72. The Tailor of Panama (2001) — A corrupt British spy (Pierce Brosnan) who has been banished by his government, and a tailor with a past he wishes to keep under wraps, nearly cause a complete political upheaval in Panama thanks to some creative lies. If that's not enough for you, it also features the screen debut of Harry Potter himself, Daniel Radcliffe, back when he was young enough to be playing Harry Potter.

71. Mulholland Drive (2001) — This film would be a lot higher...if I understood it. Director David Lynch has made a career out of making surreal films such as this one, which leaves you scratching your head. The movie may not make any sense, but it is just too good to ignore.

70. Burn After Reading (2008) — A disk belonging to a CIA agent that supposedly contains highly important information is used as a blackmail tool by two dimwitted gym employees. Brad Pitt and George Clooney are among the cast members of this Coen brothers comedy.
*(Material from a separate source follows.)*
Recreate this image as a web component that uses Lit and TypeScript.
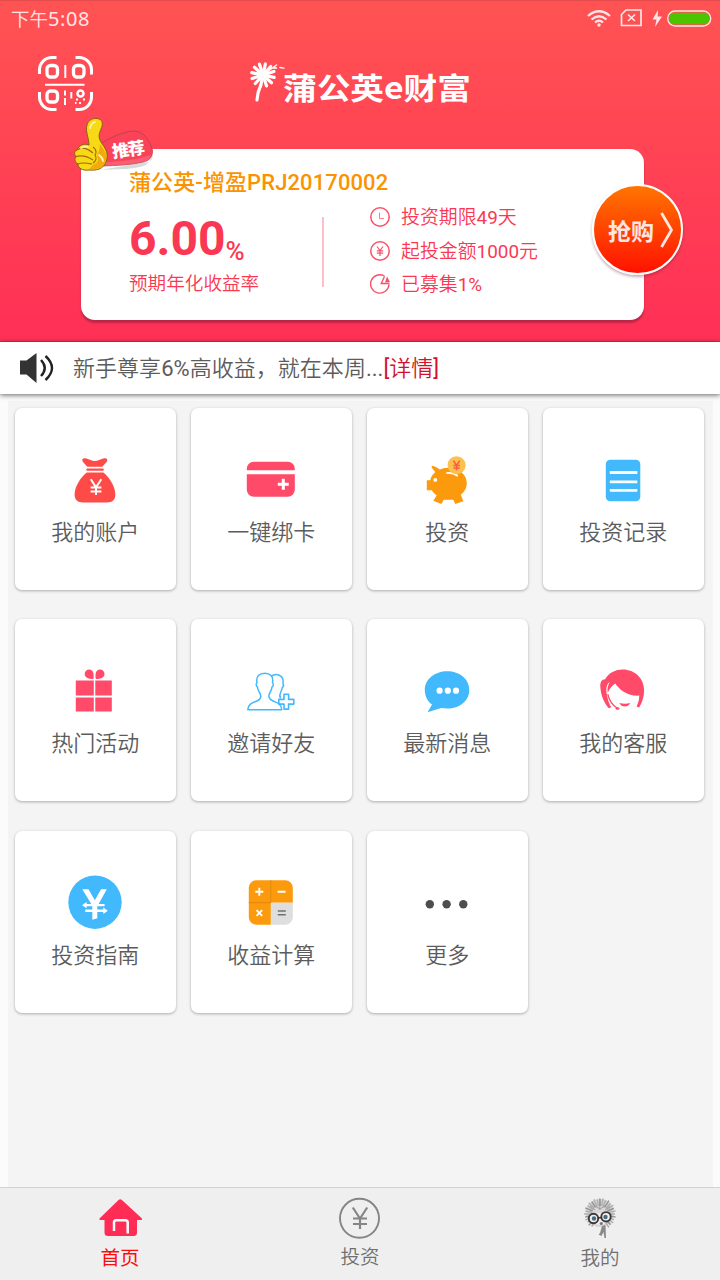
import { LitElement, html, css, svg } from 'lit';
import { customElement, property } from 'lit/decorators.js';

const RED = '#ff4a6a';
const BLUE = '#42b9fd';
const ORANGE = '#fb9a0c';

// Each tile glyph is drawn on an 80x60 canvas whose centre is (40, 30).
const glyphs: Record<string, unknown> = {
  bag: svg`
    <path fill="#ff4b47" d="M28 13.5c-1.500-3 0.500-4 3.500-3.300 3 0.700 5.500 2.600 8.500 2.600s5.500-1.900 8.500-2.600c3-0.700 5 0.300 3.500 3.300l-4.500 5H32.500z"/>
    <rect fill="#ff4b47" x="31.500" y="20.300" width="17.500" height="2.200" rx="1"/>
    <path fill="#ff4b47" d="M32 24.300h16.500C54 28.500 60.500 38 60.500 46c0 6-3 8.200-8.500 8.200H28.500c-5.500 0-8.700-2.200-8.700-8.200 0-8 6.700-17.500 12.200-21.700z"/>
    <path fill="none" stroke="#fff" stroke-width="2" d="M36 31l5.200 8.200L46.500 31M41.200 39v7.800M35.800 39.200h10.800M35.800 43.200h10.800"/>`,
  card: svg`
    <path fill="${RED}" d="M16 22v-1.500a7 7 0 0 1 7-7h34a7 7 0 0 1 7 7V22zM16 26h48v15.500a7 7 0 0 1-7 7H23a7 7 0 0 1-7-7z"/>
    <path stroke="#fff" stroke-width="3" d="M52.500 30.500v11M47 36h11"/>`,
  pig: svg`
    <ellipse cx="41.500" cy="35" rx="18.500" ry="15.500" fill="${ORANGE}"/>
    <path fill="${ORANGE}" d="M25 19.500q-.8-2.500 1.500-1.800 3 .6 6 3.300l8 5-8 10-5.500-5-2.500 1h-4.500v10h6l4 5-3.500 5.500 8 3.200 2.500-4.200h9.500l2 4.200 8-2.700-2.500-6.500-14-20-11 1.500 .5-3z"/>
    <circle cx="28.500" cy="31.700" r="1.900" fill="#fff"/>
    <path fill="none" stroke="#fff" stroke-width="1.600" d="M39.500 24.800q6.500-.8 11.500 3"/>
    <circle cx="49.800" cy="17" r="9" fill="#fcc04e"/>
    <path fill="none" stroke="#ff5a45" stroke-width="1.500" d="M46.600 12.500l3.200 4.600 3.200-4.600M49.800 17v5M46.600 17.300h6.400M46.600 19.700h6.400"/>`,
  records: svg`
    <rect x="23" y="11.500" width="34.500" height="41.500" rx="4.500" fill="${BLUE}"/>
    <path stroke="#fff" stroke-width="2.800" d="M27 24.300h27.500M27 33.700h27.500M27 42.200h27.500"/>`,
  gift: svg`
    <path fill="${RED}" d="M21 21.300h18v15H21zM40.500 21.300H57v15H40.500zM21 38.300h18v14H21zM40.500 38.300H57v14H40.500zM38.700 19.500c-5 .8-8.800-1.200-8.800-4.700 0-2.700 2-4.500 4.600-4.500 3.600 0 5 3.700 4.200 9.200zM40.900 19.500c5 .8 8.800-1.200 8.800-4.700 0-2.700-2-4.500-4.600-4.500-3.600 0-5 3.700-4.200 9.200z"/>`,
  friends: svg`
    <path fill="none" stroke="${BLUE}" stroke-width="1.500" stroke-linejoin="round" d="M17 50.500c.4-6 5-7 9.200-8.700 4.500-1.800 4.500-5.300 2.500-8.500-1.400-2-1.800-3.200-2-5.500-1.700-1-1.500-3.500-.5-4.500-1.300-6 2.500-9.300 7.800-9.300s9 3.300 7.700 9.300c1 1 1.200 3.500-.5 4.500-.2 2.300-.8 3.500-2 5.500-2 3.500-1.500 6.500 3 8.500s8 2.700 8.800 8.700z"/>
    <path fill="none" stroke="${BLUE}" stroke-width="1.500" d="M40 17.200c4-2.700 8-2 10.500.2 2 2 2.200 4 1.700 7 .8 1.500.5 3.200-.8 4-.3 2-.8 3.300-1.700 5.200-1 2-1 3.500 0 5.300"/>
    <path fill="none" stroke="${BLUE}" stroke-width="1.600" stroke-linejoin="round" d="M53.200 35h4.600v5.200h5.200v4.700h-5.200v5h-4.600v-5H48v-4.700h5.200z"/>`,
  message: svg`
    <path fill="${BLUE}" d="M40.500 12c12.500 0 22 8 22 18.700S53 49.300 40.500 49.300c-2 0-4-.2-6-.5L20.700 53l4.500-7.800C20.500 42 18 36.500 18 30.700 18 20 28 12 40.500 12z"/>
    <circle cx="32.800" cy="31.500" r="3.100" fill="#fff"/><circle cx="41" cy="31.500" r="3.100" fill="#fff"/><circle cx="49.200" cy="31.500" r="3.100" fill="#fff"/>`,
  service: svg`
    <path fill="${RED}" d="M22.300 20C26 13.500 32.500 10.200 40 10.200c12 0 21.300 8.800 21.300 21 0 6.500-2 12-5 17l-2.500-.8c2-4 2.700-7.500 2.600-11C45 37 37 31 32.400 24.300c-3.500 2.700-6 5.500-7.500 9.500-.8-4 .3-8 2-11-4 2.500-3.800 9-2.500 14 .8 4.500 2 8 4 11.300l-2.500 1C21 43 18 36 17.500 27.500c-.2-4.500 1.300-7.500 4.800-7.500z"/>
    <path fill="none" stroke="${RED}" stroke-width="1.300" d="M25 35C26.500 42 29.500 46 34.500 49"/>
    <ellipse cx="34.700" cy="49.300" rx="2" ry="1.200" fill="${RED}"/>
    <path fill="${RED}" d="M36.500 43.800q5.500 1.500 11 0-2 3.500-5.500 3.500t-5.500-3.500z"/>`,
  guide: svg`
    <circle cx="40.200" cy="31" r="26.700" fill="${BLUE}"/>
    <path fill="#fff" d="M27.500 18h6.200l6.300 11 6.300-11H52l-8.200 14.700h6v2.300h-7.300v3.200h6v-2l4.500 3.300-4.500 3.300v-2h-6V47l-5 1.500v-7.700h-7v-2.600h7V35h-5.700v2L27.200 34l4.600-3.300v2h4.700z"/>`,
  calculator: svg`
    <path fill="${ORANGE}" d="M25.500 9H40v44.500H25.500a7.500 7.500 0 0 1-7.500-7.500V16.500A7.500 7.500 0 0 1 25.500 9z"/>
    <path fill="${ORANGE}" d="M40 9h14.500a7.500 7.500 0 0 1 7.500 7.500v15H40z"/>
    <path fill="#dedede" d="M40.300 31.500H62V46a7.500 7.500 0 0 1-7.500 7.500H40.300z"/>
    <path stroke="#e28708" stroke-width="1" d="M40 9v22.500M18 31.500h22"/>
    <path stroke="#fff" stroke-width="1.900" d="M24.500 20.500h8M28.500 16.500v8M46.800 20.500h8M25.700 39l5.700 5.700M31.400 39l-5.700 5.700"/>
    <path stroke="#707070" stroke-width="1.600" d="M47 39.800h8M47 43.600h8"/>`,
  more: svg`
    <circle cx="23" cy="33" r="4.200" fill="#4d4d4d"/><circle cx="39.800" cy="33" r="4.200" fill="#4d4d4d"/><circle cx="56.500" cy="33" r="4.200" fill="#4d4d4d"/>`,
};

@customElement('menu-tile')
class MenuTile extends LitElement {
  @property() icon = '';
  @property() label = '';

  static styles = css`
    :host {
      display: flex;
      flex-direction: column;
      align-items: center;
      box-sizing: border-box;
      height: 182px;
      padding-top: 40px;
      background: #fff;
      border-radius: 7px;
      box-shadow: 0 1px 3px rgba(0, 0, 0, 0.3);
    }
    .icon { width: 80px; height: 60px; display: block; }
    .label { margin-top: 10px; font-size: 22px; font-weight: 350; line-height: 30px; color: #5c5c5c; white-space: nowrap; }
  `;

  render() {
    return html`
      <svg class="icon" viewBox="0.200 -0.200 80 60">${glyphs[this.icon]}</svg>
      <div class="label">${this.label}</div>`;
  }
}

@customElement('app-root')
class AppRoot extends LitElement {
  private tiles = [
    ['bag', '我的账户'], ['card', '一键绑卡'], ['pig', '投资'], ['records', '投资记录'],
    ['gift', '热门活动'], ['friends', '邀请好友'], ['message', '最新消息'], ['service', '我的客服'],
    ['guide', '投资指南'], ['calculator', '收益计算'], ['more', '更多'],
  ];

  static styles = css`
    :host {
      display: flex;
      flex-direction: column;
      width: 720px;
      height: 1280px;
      overflow: hidden;
      background: #fbfbfb;
      font-family: Roboto, 'Noto Sans CJK SC', sans-serif;
    }
    svg { display: block; }
    .header {
      height: 342px;
      flex: none;
      box-sizing: border-box;
      background: linear-gradient(#ff5353, #ff3056);
      border-top: 1px solid #e54b4c;
      border-bottom: 1px solid #e42c4e;
    }
    .status {
      display: flex;
      align-items: center;
      justify-content: space-between;
      height: 36px;
      padding: 0 8px 0 11px;
      color: #ffe6e6;
    }
    .time { font: 350 18.500px/35px 'Noto Sans CJK SC', sans-serif; height: 36px; }
    .digits { font-family: 'Noto Sans', sans-serif; font-weight: 400; font-size: 20px; letter-spacing: 0.600px; }
    .topbar { display: flex; height: 111.500px; padding-left: 37px; box-sizing: border-box; }
    .scan { margin-top: 18px; }
    .logo { margin: 19px 0 0 151px; }
    .brand { font-family: 'Noto Sans CJK SC', sans-serif; font-weight: 700; font-size: 30px; fill: #fff; }
    .offer {
      position: relative;
      box-sizing: border-box;
      width: 562.500px;
      height: 171px;
      margin-left: 81px;
      padding: 20px 0 0 48px;
      background: #fff;
      border-radius: 14px;
      box-shadow: 0 3px 2px rgba(165, 35, 65, 0.75);
      color: #fb3853;
    }
    .badge { position: absolute; left: -10px; top: -34px; }
    .badge-text { font-family: 'Noto Sans CJK SC', sans-serif; font-weight: 900; font-size: 17px; fill: #fff; }
    .offer-title { font-size: 22px; line-height: 28px; height: 28.500px; font-weight: 500; color: #fb9300; letter-spacing: 0.100px; }
    .offer-body { display: flex; }
    .rate { width: 193px; }
    .rate-value { display: flex; height: 73px; font-weight: 700; }
    .rate-number { font-size: 48px; line-height: 83px; }
    .rate-unit { font-size: 26px; line-height: 108px; font-weight: 500; }
    .rate-label { font-size: 18.600px; font-weight: 350; line-height: 28px; }
    .divider { width: 2px; height: 70px; margin-top: 20px; background: #ffbfc8; }
    .facts { padding: 3.500px 0 0 46px; }
    .fact { display: flex; align-items: center; height: 33.500px; gap: 11px; font-size: 18.900px; font-weight: 350; white-space: nowrap; }
    .fact span { height: 24px; line-height: 25px; }
    .latin { font-weight: 400; }
    .buy {
      position: absolute;
      left: 511px;
      top: 35.500px;
      display: flex;
      align-items: center;
      box-sizing: border-box;
      width: 91px;
      height: 91px;
      padding-left: 14px;
      gap: 6px;
      border: 2.500px solid #fff;
      border-radius: 50%;
      background: linear-gradient(#ff7500, #ff1200);
      box-shadow: 0 2px 3px rgba(90, 20, 40, 0.35);
      color: #ffe6e2;
      font-size: 23px;
      font-weight: 700;
      white-space: nowrap;
    }
    .notice {
      position: relative;
      display: flex;
      align-items: center;
      flex: none;
      height: 51.500px;
      padding-left: 19px;
      background: #fff;
      box-shadow: 0 1px 5px rgba(0, 0, 0, 0.6);
      font-size: 22px;
      font-weight: 350;
      color: #5c5c5c;
    }
    .notice-text { margin-left: 18px; height: 30px; line-height: 31px; white-space: nowrap; letter-spacing: 0.030px; }
    .detail { color: #d0122d; }
    .content {
      flex: 1;
      box-sizing: border-box;
      margin: 7px 7.500px 0;
      padding: 7px;
      background: #f4f4f4;
    }
    .grid { display: grid; grid-template-columns: repeat(4, 161.500px); column-gap: 14.500px; row-gap: 29.500px; }
    .nav {
      display: grid;
      grid-template-columns: repeat(3, 1fr);
      flex: none;
      box-sizing: border-box;
      height: 93px;
      border-top: 1px solid #d2d2d2;
      background: #efefef;
    }
    .tab { display: flex; flex-direction: column; align-items: center; padding-top: 6px; color: #707070; font-size: 19.500px; font-weight: 350; line-height: 28px; }
    .tab svg { margin-bottom: 3px; }
    .active { color: #fe0b0b; font-weight: 400; }
  `;

  private scanIcon() {
    return html`<svg class="scan" width="57" height="57" viewBox="0 0 57 57" fill="none" stroke="#fff">
      <path stroke-width="3" d="M2.500 19v-4A12.500 12.500 0 0 1 15 2.500h4.500M38.500 2.500H42A12.500 12.500 0 0 1 54.500 15v4.500M54.500 37v5A12.500 12.500 0 0 1 42 54.500h-3.500M19.500 54.500H15A12.500 12.500 0 0 1 2.500 42v-5"/>
      <rect x="10" y="10.500" width="10.500" height="11.500" rx="3.500" stroke-width="3.300"/>
      <rect x="36.500" y="10.500" width="10.500" height="11.500" rx="3.500" stroke-width="3.300"/>
      <rect x="10" y="36" width="10.500" height="11" rx="3.500" stroke-width="3.300"/>
      <path stroke-width="2" d="M28.300 10v13M8 29.700h39.500M28 35.500v5M28 43v7M34.300 37v6.500"/>
      <circle cx="43.500" cy="38.500" r="3" stroke-width="2.500"/>
      <path stroke-width="2" d="M39 44.500h2M46 44.500h2M42 48h2M38 48h1.500"/>
    </svg>`;
  }

  private logo() {
    const petals = [0, 30, 60, 90, 120, 150, 180, 210, 240, 270, 300, 330];
    return html`<svg class="logo" width="230" height="52" viewBox="245 57 230 52">
      <g stroke="#fff" stroke-linecap="round">
        ${petals.map((a) => svg`<line x1="263" y1="73" x2="263" y2="64.500" stroke-width="3.200" transform="rotate(${a + 12} 263 76)"/>`)}
        <path fill="none" stroke-width="1.300" d="M263 76l13.500-10M273.500 69h3M280 68.500l4 .6"/>
        <path fill="none" stroke-width="3.200" d="M260.500 87q-3 6-3.500 14"/>
      </g>
      <circle cx="263" cy="76" r="3" fill="#fff"/>
      <text class="brand" x="283" y="100" textLength="188" lengthAdjust="spacingAndGlyphs">蒲公英e财富</text>
    </svg>`;
  }

  private badge() {
    return html`<svg class="badge" width="86" height="60" viewBox="72 114 86 60">
      <path fill="rgba(0,0,0,.15)" d="M100 169c18-1 40 0 48-6 5-4 6-6 6-10l-4 8z"/>
      <path fill="#fb4259" stroke="#a9444c" stroke-width=".8" d="M100 144c8-6 19-11 30-13.500 8-1.500 14 1 18 7 3 4.500 6 11 5.500 14-1 5-3 8-9 9.500-12 3-28 3.500-41 4z"/>
      <path fill="#fff" opacity=".15" d="M104 161c14 0 32-2 48-7-2 4-4 6-8 7-12 3-27 3.500-40 3.500z"/>
      <path fill="#f7d915" stroke="#88620e" stroke-width="1" d="M90 144c0-7-4-14-2-20 1-5 7-8 12-6 4 1 4 6 2 10-2 5-3 8 0 13 4 6 7 10 6 16-1 9-8 13-17 12-8 1-12-2-12-6-3-2-4-5-2-7-2-3-2-6 1-7 2-5 7-7 12-5z"/>
      <path fill="#f19c0f" opacity=".8" d="M101 143c4 6 8 11 6 16-2 7-8 10-17 9l5-5c4-1 5-5 3-9 2-3 3-7 3-11z"/>
      <path fill="none" stroke="#a8690b" stroke-width="1.200" d="M78 149c4-3 10-2 16 3M76 156c5-2 12-1 18 3M79 163c5-2 9-1 14 0M94 146c3 2 4 6 2 8 2 3 1 6-2 8"/>
      <path fill="none" stroke="#fff5a6" stroke-width="1.800" stroke-linecap="round" d="M91 127q1-5 5-6M82 147q3-2 7-1M100 154q4 3 4 6"/>
      <text class="badge-text" x="114" y="157" transform="rotate(-8 114 157)" textLength="33">推荐</text>
    </svg>`;
  }

  render() {
    return html`
      <div class="header">
        <div class="status">
          <div class="time">下午<span class="digits">5:08</span></div>
          <svg width="126" height="22" viewBox="586 8 126 22" fill="none" stroke="#ffe6e6">
            <path stroke-width="2.200" d="M588 16q11-9.500 22 0M591.500 19.500q7.500-6.500 15 0M595 22.500q4-3.500 8 0"/>
            <circle cx="599" cy="25" r="1.700" fill="#ffe6e6" stroke="none"/>
            <path stroke-width="1.700" d="M626 10h15v15.500h-19.500V14.500zM628 14.500l7 6.500M635 14.500l-7 6.500"/>
            <path fill="#ffe6e6" stroke="none" d="M658 10l-5.500 9.500h4l-1.500 7.500 7-10.500h-4.300z"/>
            <rect x="667.700" y="11" width="43" height="15" rx="7.500" stroke-width="1.300"/>
            <rect x="669" y="12.700" width="40.300" height="11.600" rx="5" fill="#4bc500" stroke="none"/>
          </svg>
        </div>
        <div class="topbar">${this.scanIcon()}${this.logo()}</div>
        <div class="offer">
          ${this.badge()}
          <div class="offer-title">蒲公英-增盈PRJ20170002</div>
          <div class="offer-body">
            <div class="rate">
              <div class="rate-value"><span class="rate-number">6.00</span><span class="rate-unit">%</span></div>
              <div class="rate-label">预期年化收益率</div>
            </div>
            <div class="divider"></div>
            <div class="facts">
              <div class="fact">
                <svg width="20" height="20" viewBox="0 0 20 20" fill="none" stroke="#fb5069"><circle cx="10" cy="10" r="9.200" stroke-width="1.500"/><path d="M9.500 5.500v6h4.500" opacity=".75"/></svg>
                <span>投资期限<b class="latin">49</b>天</span>
              </div>
              <div class="fact">
                <svg width="20" height="20" viewBox="0 0 20 20" fill="none" stroke="#fb5069"><circle cx="10" cy="10" r="9.200" stroke-width="1.500"/><path stroke-width="1.200" d="M7 5.500l3 4 3-4M10 9.500v5.500M6.800 9.800h6.400M6.800 12.200h6.400"/></svg>
                <span>起投金额<b class="latin">1000</b>元</span>
              </div>
              <div class="fact">
                <svg width="20" height="20" viewBox="0 0 20 20" fill="none" stroke="#fb5069"><path stroke-width="1.400" d="M14.500 2A9.200 9.200 0 1 0 19 10.500M14.500 2.500l-3 6.500M10.500 9.500H19.500"/><path fill="#fb5069" stroke="none" d="M17 2.500l3 5.500-5 .5z"/></svg>
                <span>已募集<b class="latin">1%</b></span>
              </div>
            </div>
          </div>
          <div class="buy">抢购<svg width="14" height="36" viewBox="0 0 14 36" fill="none" stroke="#ffe6e2" stroke-width="2.800"><path d="M1.500 1l10 17-10 17"/></svg></div>
        </div>
      </div>
      <div class="notice">
        <svg width="36" height="32" viewBox="0 0 36 32">
          <path fill="#333" d="M1 8.500h6.500L17.500 1v30L7.500 22.500H1z"/>
          <path fill="none" stroke="#222" stroke-width="2.400" d="M22 8q7.500 8 0 16M26.500 4q13 12 0 24"/>
        </svg>
        <div class="notice-text">新手尊享<b class="latin">6%</b>高收益，就在本周<b class="latin">...</b><span class="detail"><b class="latin">[</b>详情<b class="latin">]</b></span></div>
      </div>
      <div class="content">
        <div class="grid">
          ${this.tiles.map(([icon, label]) => html`<menu-tile .icon=${icon} .label=${label}></menu-tile>`)}
        </div>
      </div>
      <div class="nav">
        <div class="tab active">
          <svg width="48" height="48" viewBox="96 1194 48 48">
            <path fill="#ff2d55" d="M118.500 1200q1.700-1.300 3.400 0L142 1218.500q.5 1.500-1 1.500h-4v12.500q0 3.500-3.500 3.500H108q-3.500 0-3.500-3.500V1220h-4q-2-.3-1-1.500z"/>
            <path fill="none" stroke="#fff" stroke-width="2.500" d="M114 1231v-8.500q0-2.300 2.300-2.300h9q2.400 0 2.400 2.300v11"/>
          </svg>
          首页
        </div>
        <div class="tab">
          <svg width="48" height="47" viewBox="336 1194 48 47" fill="none" stroke="#858585">
            <circle cx="359.500" cy="1218.300" r="19.500" stroke-width="1.900"/>
            <path stroke-width="2.200" d="M352.800 1207.500l7.200 11 7.200-11M360 1218.500v10.500M353 1218.500h14M353 1224h14"/>
          </svg>
          投资
        </div>
        <div class="tab">
          <svg width="48" height="48" viewBox="576 1194 48 48" fill="none">
            <circle cx="600" cy="1213" r="14" fill="#d8d8d8"/>
            ${Array.from({ length: 32 }, (_, i) => i * 11.250).filter((a) => a < 148 || a > 212).map((a, i) => svg`<line x1="600" y1="1206" x2="600" y2="${i % 2 ? 1198 : 1199}" stroke="${i % 3 ? '#b0b0b0' : '#949494'}" stroke-width="1.500" transform="rotate(${a} 600 1214)"/>`)}
            <path stroke="#999" stroke-width=".9" d="M599.800 1198v12M595 1206l5 3 5-3M590 1206l5 4M610 1206l-5 4"/>
            <ellipse cx="600.500" cy="1219" rx="7" ry="6" fill="#efefef"/>
            <circle cx="593.500" cy="1218.500" r="4.700" fill="#eef2f4" stroke="#403736" stroke-width="1.900"/>
            <circle cx="606" cy="1216.800" r="4.700" fill="#eef2f4" stroke="#403736" stroke-width="1.900"/>
            <path stroke="#403736" stroke-width="1.500" d="M598 1218l3.500-.6"/>
            <circle cx="594" cy="1218.500" r="2.200" fill="#496b80"/><circle cx="605.500" cy="1217" r="2.200" fill="#496b80"/>
            <circle cx="601.300" cy="1223.500" r="1.600" fill="#777"/>
            <path fill="#8a8a8a" d="M602 1226l3.500-1 .5 13h-1.500l-1-6-2 4-3-1.500 1.500-1.500z"/>
          </svg>
          我的
        </div>
      </div>`;
  }
}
69. Eastern Promises (2007) — Canadian director David Cronenberg's Russian mafia tale that features a shocking fight near the end which features a lot of blood. And Viggo Mortensen's penis. You've been warned about both.

68. Batman Begins (2005) — After a few lousy films featuring The Caped Crusader, the franchise received a much needed reboot, led by a new Bruce Wayne/Batman, Christian Bale. Spawned a sequel that did pretty well.

67. The Pursuit of Happyness (2006) — Chris Gardner (Will Smith) and his young son face homelessness as Gardner pursues his dream of becoming a stockbroker. Based on a true story.

66. Good Night and Good Luck (2005) — Communist hating Senator Joseph McCarthy clashes with CBS reporter Edward R. Murrow in director George Clooney's look at the paranoia of the early 1950s.

65. Kill Bill: Vol. 1 (2003) — Quentin Tarantino's tale of The Bride (Uma Thurman), who seeks revenge on her former colleagues after they left her for dead at her wedding. Much more action orientated than Vol. 2, which was released the next year. The end battle is amazing.

64. Star Trek (2009) — Much like Batman Begins, the Star Trek series was in need of a fresh start. Going back to the beginning, this one documents the early days of Kirk, Spock, and my favourite, Scotty.

63. A Beautiful Mind (2001) — Mathematician John Nash has a brilliant mind, but a troubled one as well, suffering from schizophrenia. Russell Crow plays Nash, and Jennifer Connelly plays his wife.

62. Inside Man (2006) — Spike Lee's film about a bank robbery that falls apart, leading to a hostage situation, and many interesting exchanges between robber (Clive Owen) and cop (Denzel Washington).

61. Ray (2004) — Heroin and whores nearly ruin musician Ray Charles' life in this enthralling biopic which earned Jamie Foxx an Academy Award.